In December 2009, military prosecutors charged Abdallah Abu Rahme, a high-school teacher in the West Bank village of Bil’in who is a leading advocate of non-violent resistance, with illegal possession of weapons in connection with an art exhibit, in the shape of a peace sign, that he built out of used Israeli army bullets and tear gas canisters. The weapons charge states that Abu Rahme, a member of Bil’in’s Popular Committee against the Wall and Settlements, used “M16 bullets and gas and stun grenades” for “an exhibition [that] showed people what means the security forces employ.”

A military court also charged him with throwing stones at soldiers and incitement for organizing demonstrations that included stone throwing. An Israeli protester, Jonathan Pollack, acknowledged Palestinian youths often have thrown stones but told Human Rights Watch that he had attended “dozens” of protests with Abu Rahme and had never seen him throw stones. Abu Rahme remains in detention.

The Israeli military in August detained Mohammed Khatib, a leader of the Bil’in Popular Committee and the Popular Struggle Coordination Committee, which organize protests against the separation barrier, and charged him with “stone throwing” at a Bil’in demonstration in November 2008. Khatib’s passport shows that he was on New Caledonia, a Pacific island, when the alleged incident occurred.
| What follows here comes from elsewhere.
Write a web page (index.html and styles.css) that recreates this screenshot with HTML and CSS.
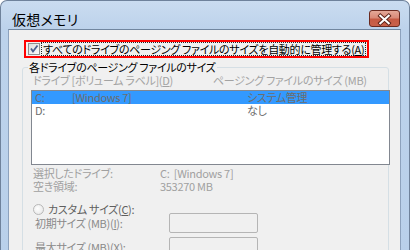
FILE: index.html
```html
<!DOCTYPE html>
<html lang="ja">
<head>
<meta charset="utf-8">
<title>仮想メモリ</title>
<link rel="stylesheet" href="styles.css">
</head>
<body>
<div class="window">
  <div class="titlebar">
    <span class="title">仮想メモリ</span>
    <span class="close">
      <svg width="31" height="17" viewBox="0 0 31 17">
        <path d="M11 4.5 L20 12.5 M20 4.5 L11 12.5" stroke="#5a2218" stroke-width="4.2" stroke-linecap="square" fill="none"/>
        <path d="M11 4.5 L20 12.5 M20 4.5 L11 12.5" stroke="#ffffff" stroke-width="2.2" stroke-linecap="square" fill="none"/>
      </svg>
    </span>
  </div>
  <div class="client">
    <div class="auto">
      <span class="checkbox">
        <svg width="12" height="12" viewBox="0 0 12 12">
          <path d="M3 5.5 L5 8.5 L9.5 2.5" stroke="#4a5f8f" stroke-width="1.8" fill="none"/>
        </svg>
      </span>
      <span class="auto-label">すべてのドライブのページング ファイルのサイズを自動的に管理する(<u>A</u>)</span>
    </div>
    <fieldset class="group">
      <legend>各ドライブのページング ファイルのサイズ</legend>
      <div class="cols">
        <span>ドライブ [ボリューム ラベル](<u>D</u>)</span>
        <span>ページング ファイルのサイズ (MB)</span>
      </div>
      <div class="listbox">
        <div class="row sel"><span>C:</span><span>[Windows 7]</span><span>システム管理</span></div>
        <div class="row"><span>D:</span><span></span><span>なし</span></div>
      </div>
      <div class="info">
        <span>選択したドライブ:</span><span>C:&nbsp;&nbsp;[Windows 7]</span>
        <span>空き領域:</span><span>353270 MB</span>
      </div>
      <div class="radio-row">
        <span class="radio"></span>
        <span class="radio-label">カスタム サイズ(<u>C</u>):</span>
      </div>
      <div class="size-row">
        <span class="size-label">初期サイズ (MB)(<u>I</u>):</span>
        <span class="textbox"></span>
      </div>
      <div class="size-row second">
        <span class="size-label">最大サイズ (MB)(<u>X</u>):</span>
        <span class="textbox"></span>
      </div>
    </fieldset>
  </div>
</div>
</body>
</html>
```
FILE: styles.css
```css
* { box-sizing: border-box; }

body {
  margin: 0;
  width: 410px;
  height: 250px;
  overflow: hidden;
  background: #ffffff;
  font-family: "Noto Sans CJK JP", "Liberation Sans", sans-serif;
  font-size: 11px;
  letter-spacing: -0.3px;
  font-feature-settings: "palt";
}

.window {
  width: 410px;
  height: 270px;
  border: 1px solid #6f829b;
  border-bottom: none;
  border-radius: 7px 7px 0 0;
  background: linear-gradient(#cadcf0, #bcd2eb 28px, #b9d0ea);
  padding: 0 8px 0 7px;
  display: flex;
  flex-direction: column;
}

.titlebar {
  height: 28px;
  display: flex;
  align-items: flex-start;
}

.title {
  margin: 10px 0 0 4px;
  font-size: 14px;
  line-height: 16px;
  color: #000;
  letter-spacing: 0.3px;
}

.close {
  margin: 9px 1px 0 auto;
  width: 31px;
  height: 17px;
  border: 1px solid #6b2a20;
  border-radius: 3px;
  background: linear-gradient(#e4a898, #d98a78 45%, #c65a43 55%, #c9614a);
  display: flex;
}

.client {
  flex: 1;
  background: #f0f0f0;
  border: 1px solid #8da2bd;
  border-top-color: #71869f;
  padding: 10px 0 0 13px;
}

.auto {
  display: flex;
  align-items: center;
  width: 345px;
  height: 18px;
  margin-left: 2px;
  padding-left: 2px;
  border: 2px solid #ff0000;
}

.checkbox {
  width: 12px;
  height: 12px;
  border: 1px solid #8e8f8f;
  background: linear-gradient(135deg, #dcdcdc, #fbfbfb);
  display: flex;
  align-items: center;
  justify-content: center;
}
.checkbox svg { margin: -1px; }

.auto-label {
  margin-left: 1px;
  padding: 0 1px;
  line-height: 12px;
  border: 1px dotted #222;
  color: #000;
  white-space: nowrap;
}

.group {
  width: 367px;
  margin: 3px 0 0 0;
  padding: 0;
  border: 1px solid #d5dfe5;
  border-radius: 3px;
  min-width: 0;
}

.group legend {
  margin-left: 5px;
  padding: 0 1px;
  line-height: 12px;
  color: #000;
}

.cols {
  display: grid;
  grid-template-columns: 180px auto;
  margin: 1px 0 0 10px;
  line-height: 13px;
  color: #a3a3a3;
  white-space: nowrap;
}

.listbox {
  margin: 3px 0 0 8px;
  width: 359px;
  height: 75px;
  border: 1px solid #828790;
  background: #ffffff;
}

.row {
  display: grid;
  grid-template-columns: 37px 175px auto;
  height: 13px;
  line-height: 13px;
  padding-left: 3px;
  color: #6d6d6d;
  white-space: nowrap;
}
.row.sel { background: #3399ff; }

.info {
  display: grid;
  grid-template-columns: 127px auto;
  margin: 2px 0 0 10px;
  line-height: 13px;
  color: #a0a0a0;
  white-space: nowrap;
}

.radio-row {
  display: flex;
  align-items: center;
  gap: 4px;
  height: 12px;
  margin: 10px 0 0 10px;
}

.radio {
  width: 11px;
  height: 11px;
  border-radius: 50%;
  border: 1px solid #b8b8b8;
  background: radial-gradient(circle at 40% 40%, #ffffff, #e2e2e2);
}

.radio-label {
  line-height: 12px;
  color: #5f5f5f;
  white-space: nowrap;
}

.size-row {
  display: flex;
  align-items: center;
  height: 20px;
  margin: -2px 0 0 12px;
}
.size-row.second { margin-top: 4px; }

.size-label {
  width: 134px;
  line-height: 12px;
  color: #8a8a8a;
  white-space: nowrap;
}

.textbox {
  width: 89px;
  height: 20px;
  border: 1px solid #b5b5b5;
  border-radius: 2px;
  background: #f0f0f0;
}
```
He was released on August 9, 2009, on condition that he present himself at a police station at the time of weekly anti-wall protests, effectively barring him from participating, his lawyers said.

The military detained him again and charged Khatib with incitement on January 28, 2010, a day after the Israeli news website Ynet quoted him as saying: “We are on the eve of an intifada.” His lawyer said that security services justified the detention on the grounds of “incitement materials” confiscated from his home, which proved to be records of his trial. He was released on February 3. Khatib has published articles calling for non-violent protests, including in the New York Times, the Los Angeles Times, and The Nation magazine. Khatib has also been active in lobbying for divestment from companies whose operations support violations of international law by Israel in the Occupied Palestinian Territories.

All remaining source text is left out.